В своей записке 1873 г. Кропоткин с одобрения своих товарищей (записка была обсуждена Петербургской группой общества) излагает бакунистскую концепцию, уточненную в ряде положений с учетом собственных практических суждений, которые делают программу более умеренной, сдвигающейся ближе к Герцену и Прудону.
Кропоткин утверждал, что идеалом социалистов является равенство в правах и обязанностях, в том числе и на труд «при наибольшем возможном просторе для развития индивидуальных особенностей, в способностях, безвредных для общества»[893]. После социальной революции земля передается во владение сельским общинам, а предприятия – общинам рабочих. «Мало-помалу» вводится общинная обработка земли. Фабрики начинают работать «на артельном начале» с выборными распределителями работ. Квартиры распределяются городским самоуправлением примерно поровну на основе жребия.
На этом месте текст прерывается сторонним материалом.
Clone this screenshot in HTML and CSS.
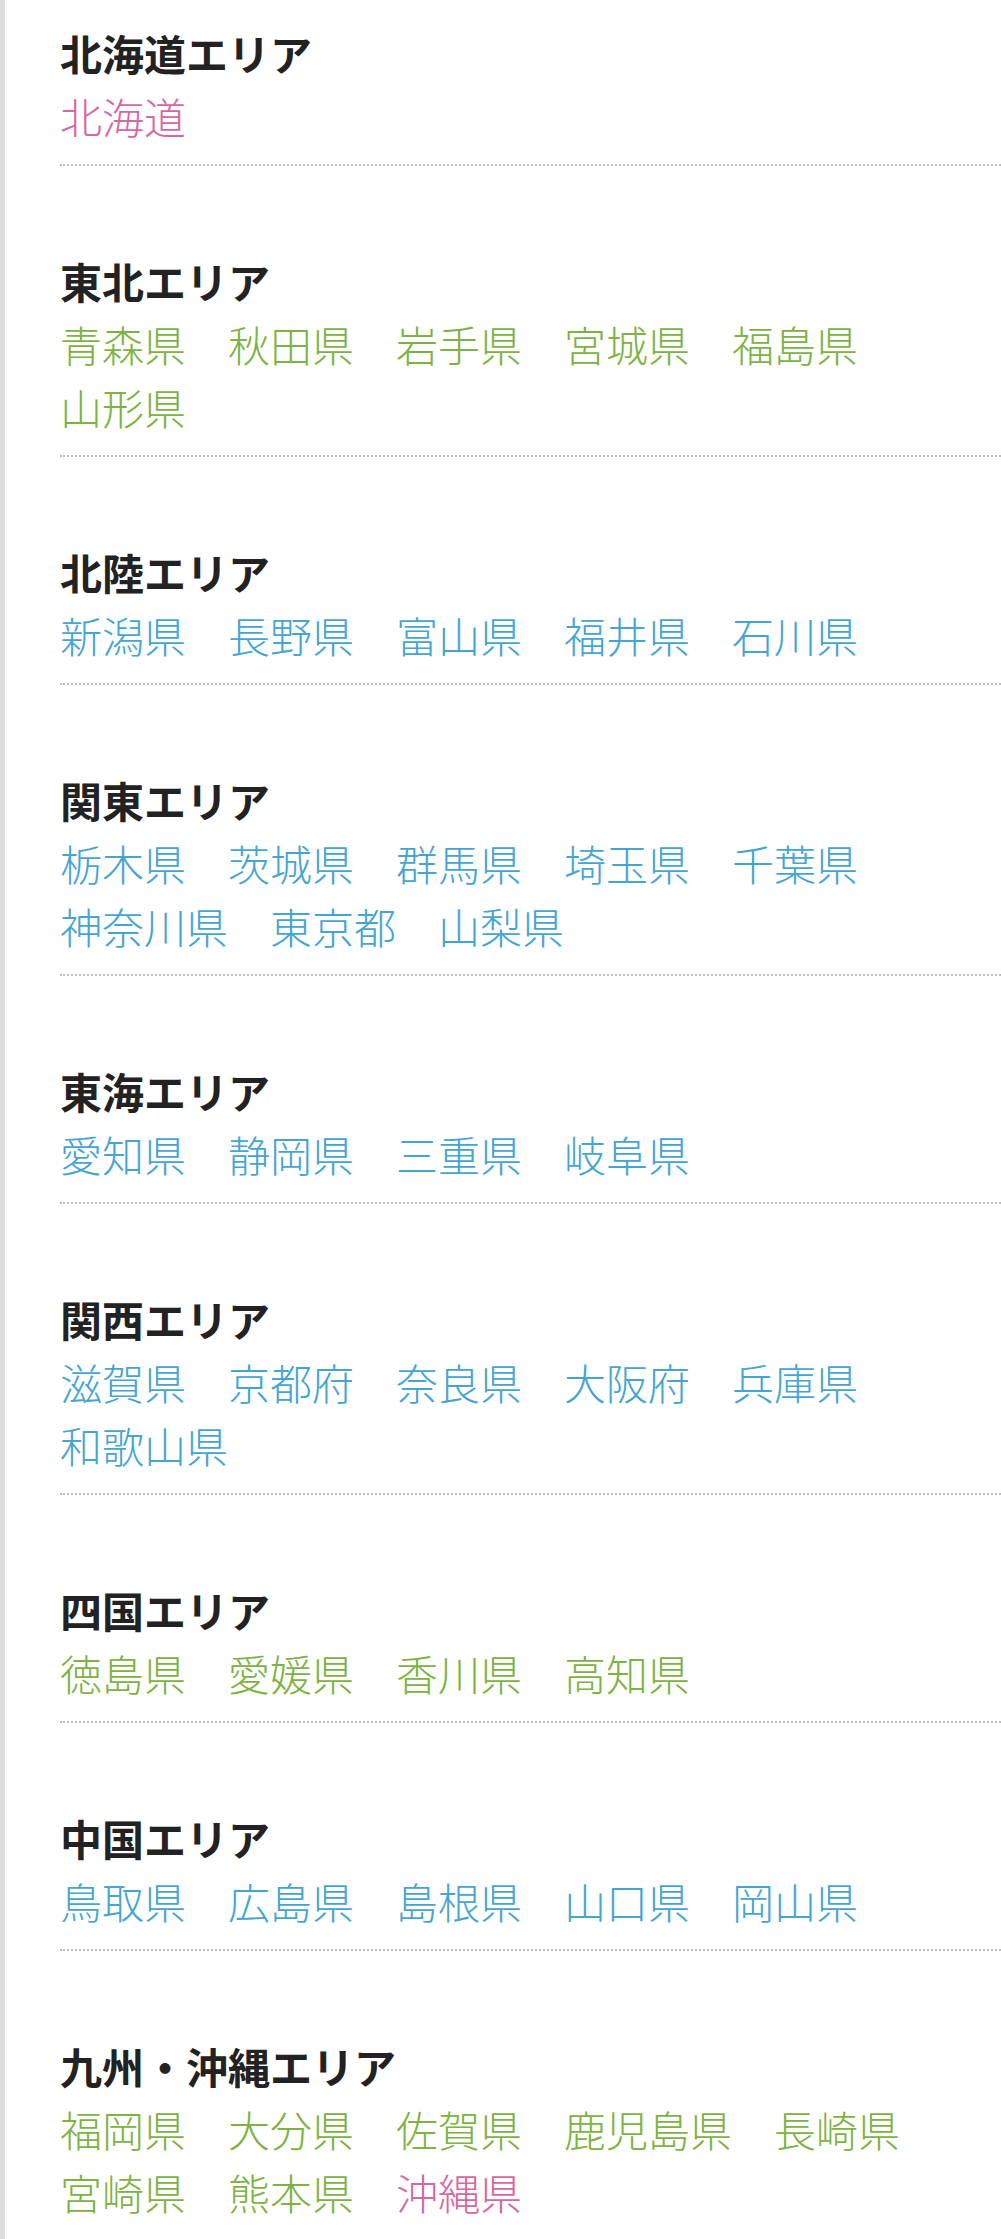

При этом Кропоткин подробно разбирает финансовую проблему. «Звонкая монета» переходит в распоряжение самоуправления территории, так как придется что-то покупать за ее пределами.
В отношениях общин между собой желательно, чтобы они объединились в союзы и добровольно обменивались продуктами своего труда. Для этого Кропоткин предлагает ввести тщательный учет производительности труда за час времени (о различии в качестве труда он не задумывается). Но если часть общин не одобрит такой безденежный обмен (а на самом деле – обмен на основе упрощенной «конституированной стоимости», чеков, указывающих количество отработанного времени), то возможны и расчеты между общинами на основе «звонкой монеты»[894]. Как видим, народники на этом этапе разделяли непредрешенчество Бакунина относительно конкретных форм межобщинного обмена, в том числе рыночного.